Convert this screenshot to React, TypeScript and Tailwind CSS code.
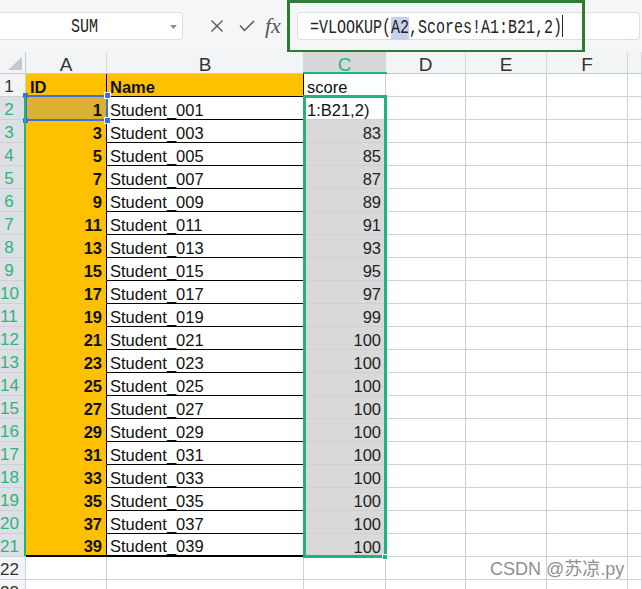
import React from 'react';

// Spreadsheet screenshot: WPS-style grid with a VLOOKUP formula being edited.

const COL_HEADERS = [
  { label: 'A', w: 'w-[81px]' },
  { label: 'B', w: 'w-[197px]' },
  { label: 'C', w: 'w-[82px]' },
  { label: 'D', w: 'w-[80px]' },
  { label: 'E', w: 'w-[81px]' },
  { label: 'F', w: 'w-[81px]' },
  { label: '', w: 'w-[14px]' },
];

const rows = Array.from({ length: 20 }, (_, i) => {
  const id = i * 2 + 1;
  return {
    n: i + 2,
    id,
    name: `Student_${String(id).padStart(3, '0')}`,
    score: Math.min(80 + id, 100),
  };
});

const cell =
  'h-full shrink-0 border-r border-[#ccd0da] flex items-center pt-[4px] overflow-hidden whitespace-nowrap';

function RowHeader({ n, selected }: { n: number; selected?: boolean }) {
  return (
    <div
      className={`w-[26px] h-full shrink-0 border-r border-b border-[#ccd0da] flex items-center pt-[4px] text-[17px] ${
        selected ? 'bg-[#dcdfe3] text-[#2fb37c]' : 'bg-[#f3f4f6] text-[#333]'
      }`}
    >
      <span className="w-[18px] text-center">{n}</span>
    </div>
  );
}

function EmptyCells() {
  return (
    <>
      <div className={`${cell} border-b w-[80px]`} />
      <div className={`${cell} border-b w-[81px]`} />
      <div className={`${cell} border-b w-[81px]`} />
      <div className={`${cell} border-b w-[14px]`} />
    </>
  );
}

export default function App() {
  return (
    <div
      className="relative w-[642px] h-[589px] overflow-hidden bg-white text-[#111]"
      style={{ fontFamily: '"Liberation Sans", Arial, "Noto Sans CJK SC", sans-serif' }}
    >
      {/* Toolbar: name box + formula bar */}
      <div className="h-[52px] bg-[#f5f6f8] flex items-center">
        <div className="ml-[-3px] w-[186px] h-[28px] shrink-0 rounded-[3px] border border-[#dcdfe4] bg-white flex items-center relative">
          <span className="ml-[73px] translate-y-[2px] font-['Liberation_Mono',monospace] text-[15px] inline-block scale-y-[1.35] text-[#222]">
            SUM
          </span>
          <svg className="absolute right-[5px] top-[12px]" width="7" height="4" viewBox="0 0 7 4">
            <path d="M0 0 L7 0 L3.5 4 Z" fill="#8a8d93" />
          </svg>
        </div>
        <div className="w-[27px] shrink-0" />
        <svg className="shrink-0" width="14" height="14" viewBox="0 0 14 14">
          <path d="M1.5 1.5 L12.5 12.5 M12.5 1.5 L1.5 12.5" stroke="#555" strokeWidth="1.4" fill="none" />
        </svg>
        <div className="w-[15px] shrink-0" />
        <svg className="shrink-0" width="16" height="12" viewBox="0 0 16 12">
          <path d="M1 5.5 L5.5 10.5 L15 1" stroke="#555" strokeWidth="1.5" fill="none" />
        </svg>
        <div className="w-[10px] shrink-0" />
        <div className="w-[24px] shrink-0 font-['Liberation_Serif',serif] italic text-[22px] text-[#555] leading-none">
          fx
        </div>
        <div className="w-[8px] shrink-0" />
        <div className="flex-1 mr-[2px] h-[28px] rounded-[3px] border border-[#dcdfe4] bg-white flex items-center pl-[12px]">
          <span className="translate-y-[2px] font-['Liberation_Mono',monospace] text-[15px] inline-block scale-y-[1.35] text-[#222] whitespace-pre leading-[17px]">
            =VLOOKUP(<span className="bg-[#c7d1ee]">A2</span>,Scores!A1:B21,2)
          </span>
          <span className="w-px h-[22px] bg-[#222]" />
        </div>
      </div>

      {/* Green annotation box around the formula */}
      <div className="absolute left-[287px] top-0 w-[298px] h-[53px] border-[3px] border-[#2e7d32]" />

      {/* Sheet */}
      <div className="relative">
        {/* Column headers */}
        <div className="flex h-[22px] bg-[#f3f4f6] text-[19px] text-[#333]">
          <div className="w-[26px] h-full shrink-0 border-r border-b border-[#c4c8d0] flex items-end justify-end pr-[3px] pb-[3px]">
            <svg width="14" height="13" viewBox="0 0 14 13">
              <path d="M14 0 L14 13 L0 13 Z" fill="#c4c7cc" />
            </svg>
          </div>
          {COL_HEADERS.map((c) => (
            <div
              key={c.label || 'g'}
              className={`${c.w} h-full shrink-0 border-r border-b border-r-[#d4d7dd] border-b-[#c4c8d0] flex items-center justify-center pt-[5px] ${
                c.label === 'C' ? 'bg-[#d6d8dc] text-[#2fb37c]' : ''
              }`}
            >
              {c.label}
            </div>
          ))}
        </div>

        {/* Row 1 */}
        <div className="flex h-[23px] text-[16.5px]">
          <RowHeader n={1} />
          <div className={`${cell} w-[81px] border-b bg-[#ffc000] border-r-black border-b-black pl-[4px] font-bold`}>ID</div>
          <div className={`${cell} w-[197px] border-b bg-[#ffc000] border-r-black border-b-black pl-[3px] font-bold`}>Name</div>
          <div className={`${cell} w-[82px] border-b pl-[3px]`}>score</div>
          <EmptyCells />
        </div>

        {/* Data rows */}
        {rows.map((r) => {
          const last = r.n === 21;
          return (
            <div key={r.n} className="flex h-[23px] text-[16.5px]">
              <RowHeader n={r.n} selected />
              <div
                className={`${cell} w-[81px] ${last ? 'border-b-2 border-b-black' : 'border-b border-b-[#ffc000]'} ${
                  r.n === 2 ? 'bg-[#dcb032]' : 'bg-[#ffc000]'
                } border-r-black justify-end pr-[4px] font-bold`}
              >
                {r.id}
              </div>
              <div
                className={`${cell} w-[197px] ${last ? 'border-b-2' : 'border-b'} border-b-black border-r-black pl-[3px]`}
              >
                {r.name}
              </div>
              {r.n === 2 ? (
                <div className={`${cell} w-[82px] border-b pl-[3px]`}>1:B21,2)</div>
              ) : (
                <div className={`${cell} w-[82px] border-b bg-[#d9d9d9] justify-end pr-[4px] text-[#222]`}>
                  {r.score}
                </div>
              )}
              <EmptyCells />
            </div>
          );
        })}

        {/* Empty rows below */}
        {[22, 23].map((n) => (
          <div key={n} className="flex h-[23px]">
            <RowHeader n={n} />
            <div className={`${cell} border-b w-[81px]`} />
            <div className={`${cell} border-b w-[197px]`} />
            <div className={`${cell} border-b w-[82px]`} />
            <EmptyCells />
          </div>
        ))}

        {/* Active cell A2 */}
        <div className="absolute left-[25px] top-[43px] w-[83px] h-[26px] border-2 border-[#3f6fd8]">
          <span className="absolute -left-[4px] -top-[4px] w-[5px] h-[5px] bg-[#3f6fd8]" />
          <span className="absolute -right-[5px] -top-[5px] w-[7px] h-[7px] bg-[#3f6fd8] border border-white" />
          <span className="absolute -left-[4px] -bottom-[4px] w-[5px] h-[5px] bg-[#3f6fd8]" />
          <span className="absolute -right-[5px] -bottom-[5px] w-[7px] h-[7px] bg-[#3f6fd8] border border-white" />
        </div>

        {/* Referenced range C2:C21 */}
        <div className="absolute left-[303px] top-[43px] w-[84px] h-[463px] border-[3px] border-[#1db57a]" />
        <div className="absolute left-[382px] top-[502px] w-[6px] h-[6px] bg-[#1db57a] border border-white" />
        <div className="absolute left-[24px] top-[45px] w-[2px] h-[459px] bg-[#1db57a]" />
        <div className="absolute left-[303px] top-[20px] w-[84px] h-[2px] bg-[#1db57a]" />
      </div>

      {/* Watermark */}
      <div className="absolute left-[490px] top-[557px] text-[18px] leading-[24px] text-[#8f8f8f] [text-shadow:0_0_2px_#fff]">
        CSDN @苏凉.py
      </div>
    </div>
  );
}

_What you should do:_
Set down the material above as is, without any pictures.

_Correct answer:_
Convert this screenshot to React, TypeScript and Tailwind CSS code.
import React from 'react';

// Spreadsheet screenshot: WPS-style grid with a VLOOKUP formula being edited.

const COL_HEADERS = [
  { label: 'A', w: 'w-[81px]' },
  { label: 'B', w: 'w-[197px]' },
  { label: 'C', w: 'w-[82px]' },
  { label: 'D', w: 'w-[80px]' },
  { label: 'E', w: 'w-[81px]' },
  { label: 'F', w: 'w-[81px]' },
  { label: '', w: 'w-[14px]' },
];

const rows = Array.from({ length: 20 }, (_, i) => {
  const id = i * 2 + 1;
  return {
    n: i + 2,
    id,
    name: `Student_${String(id).padStart(3, '0')}`,
    score: Math.min(80 + id, 100),
  };
});

const cell =
  'h-full shrink-0 border-r border-[#ccd0da] flex items-center pt-[4px] overflow-hidden whitespace-nowrap';

function RowHeader({ n, selected }: { n: number; selected?: boolean }) {
  return (
    <div
      className={`w-[26px] h-full shrink-0 border-r border-b border-[#ccd0da] flex items-center pt-[4px] text-[17px] ${
        selected ? 'bg-[#dcdfe3] text-[#2fb37c]' : 'bg-[#f3f4f6] text-[#333]'
      }`}
    >
      <span className="w-[18px] text-center">{n}</span>
    </div>
  );
}

function EmptyCells() {
  return (
    <>
      <div className={`${cell} border-b w-[80px]`} />
      <div className={`${cell} border-b w-[81px]`} />
      <div className={`${cell} border-b w-[81px]`} />
      <div className={`${cell} border-b w-[14px]`} />
    </>
  );
}

export default function App() {
  return (
    <div
      className="relative w-[642px] h-[589px] overflow-hidden bg-white text-[#111]"
      style={{ fontFamily: '"Liberation Sans", Arial, "Noto Sans CJK SC", sans-serif' }}
    >
      {/* Toolbar: name box + formula bar */}
      <div className="h-[52px] bg-[#f5f6f8] flex items-center">
        <div className="ml-[-3px] w-[186px] h-[28px] shrink-0 rounded-[3px] border border-[#dcdfe4] bg-white flex items-center relative">
          <span className="ml-[73px] translate-y-[2px] font-['Liberation_Mono',monospace] text-[15px] inline-block scale-y-[1.35] text-[#222]">
            SUM
          </span>
          <svg className="absolute right-[5px] top-[12px]" width="7" height="4" viewBox="0 0 7 4">
            <path d="M0 0 L7 0 L3.5 4 Z" fill="#8a8d93" />
          </svg>
        </div>
        <div className="w-[27px] shrink-0" />
        <svg className="shrink-0" width="14" height="14" viewBox="0 0 14 14">
          <path d="M1.5 1.5 L12.5 12.5 M12.5 1.5 L1.5 12.5" stroke="#555" strokeWidth="1.4" fill="none" />
        </svg>
        <div className="w-[15px] shrink-0" />
        <svg className="shrink-0" width="16" height="12" viewBox="0 0 16 12">
          <path d="M1 5.5 L5.5 10.5 L15 1" stroke="#555" strokeWidth="1.5" fill="none" />
        </svg>
        <div className="w-[10px] shrink-0" />
        <div className="w-[24px] shrink-0 font-['Liberation_Serif',serif] italic text-[22px] text-[#555] leading-none">
          fx
        </div>
        <div className="w-[8px] shrink-0" />
        <div className="flex-1 mr-[2px] h-[28px] rounded-[3px] border border-[#dcdfe4] bg-white flex items-center pl-[12px]">
          <span className="translate-y-[2px] font-['Liberation_Mono',monospace] text-[15px] inline-block scale-y-[1.35] text-[#222] whitespace-pre leading-[17px]">
            =VLOOKUP(<span className="bg-[#c7d1ee]">A2</span>,Scores!A1:B21,2)
          </span>
          <span className="w-px h-[22px] bg-[#222]" />
        </div>
      </div>

      {/* Green annotation box around the formula */}
      <div className="absolute left-[287px] top-0 w-[298px] h-[53px] border-[3px] border-[#2e7d32]" />

      {/* Sheet */}
      <div className="relative">
        {/* Column headers */}
        <div className="flex h-[22px] bg-[#f3f4f6] text-[19px] text-[#333]">
          <div className="w-[26px] h-full shrink-0 border-r border-b border-[#c4c8d0] flex items-end justify-end pr-[3px] pb-[3px]">
            <svg width="14" height="13" viewBox="0 0 14 13">
              <path d="M14 0 L14 13 L0 13 Z" fill="#c4c7cc" />
            </svg>
          </div>
          {COL_HEADERS.map((c) => (
            <div
              key={c.label || 'g'}
              className={`${c.w} h-full shrink-0 border-r border-b border-r-[#d4d7dd] border-b-[#c4c8d0] flex items-center justify-center pt-[5px] ${
                c.label === 'C' ? 'bg-[#d6d8dc] text-[#2fb37c]' : ''
              }`}
            >
              {c.label}
            </div>
          ))}
        </div>

        {/* Row 1 */}
        <div className="flex h-[23px] text-[16.5px]">
          <RowHeader n={1} />
          <div className={`${cell} w-[81px] border-b bg-[#ffc000] border-r-black border-b-black pl-[4px] font-bold`}>ID</div>
          <div className={`${cell} w-[197px] border-b bg-[#ffc000] border-r-black border-b-black pl-[3px] font-bold`}>Name</div>
          <div className={`${cell} w-[82px] border-b pl-[3px]`}>score</div>
          <EmptyCells />
        </div>

        {/* Data rows */}
        {rows.map((r) => {
          const last = r.n === 21;
          return (
            <div key={r.n} className="flex h-[23px] text-[16.5px]">
              <RowHeader n={r.n} selected />
              <div
                className={`${cell} w-[81px] ${last ? 'border-b-2 border-b-black' : 'border-b border-b-[#ffc000]'} ${
                  r.n === 2 ? 'bg-[#dcb032]' : 'bg-[#ffc000]'
                } border-r-black justify-end pr-[4px] font-bold`}
              >
                {r.id}
              </div>
              <div
                className={`${cell} w-[197px] ${last ? 'border-b-2' : 'border-b'} border-b-black border-r-black pl-[3px]`}
              >
                {r.name}
              </div>
              {r.n === 2 ? (
                <div className={`${cell} w-[82px] border-b pl-[3px]`}>1:B21,2)</div>
              ) : (
                <div className={`${cell} w-[82px] border-b bg-[#d9d9d9] justify-end pr-[4px] text-[#222]`}>
                  {r.score}
                </div>
              )}
              <EmptyCells />
            </div>
          );
        })}

        {/* Empty rows below */}
        {[22, 23].map((n) => (
          <div key={n} className="flex h-[23px]">
            <RowHeader n={n} />
            <div className={`${cell} border-b w-[81px]`} />
            <div className={`${cell} border-b w-[197px]`} />
            <div className={`${cell} border-b w-[82px]`} />
            <EmptyCells />
          </div>
        ))}

        {/* Active cell A2 */}
        <div className="absolute left-[25px] top-[43px] w-[83px] h-[26px] border-2 border-[#3f6fd8]">
          <span className="absolute -left-[4px] -top-[4px] w-[5px] h-[5px] bg-[#3f6fd8]" />
          <span className="absolute -right-[5px] -top-[5px] w-[7px] h-[7px] bg-[#3f6fd8] border border-white" />
          <span className="absolute -left-[4px] -bottom-[4px] w-[5px] h-[5px] bg-[#3f6fd8]" />
          <span className="absolute -right-[5px] -bottom-[5px] w-[7px] h-[7px] bg-[#3f6fd8] border border-white" />
        </div>

        {/* Referenced range C2:C21 */}
        <div className="absolute left-[303px] top-[43px] w-[84px] h-[463px] border-[3px] border-[#1db57a]" />
        <div className="absolute left-[382px] top-[502px] w-[6px] h-[6px] bg-[#1db57a] border border-white" />
        <div className="absolute left-[24px] top-[45px] w-[2px] h-[459px] bg-[#1db57a]" />
        <div className="absolute left-[303px] top-[20px] w-[84px] h-[2px] bg-[#1db57a]" />
      </div>

      {/* Watermark */}
      <div className="absolute left-[490px] top-[557px] text-[18px] leading-[24px] text-[#8f8f8f] [text-shadow:0_0_2px_#fff]">
        CSDN @苏凉.py
      </div>
    </div>
  );
}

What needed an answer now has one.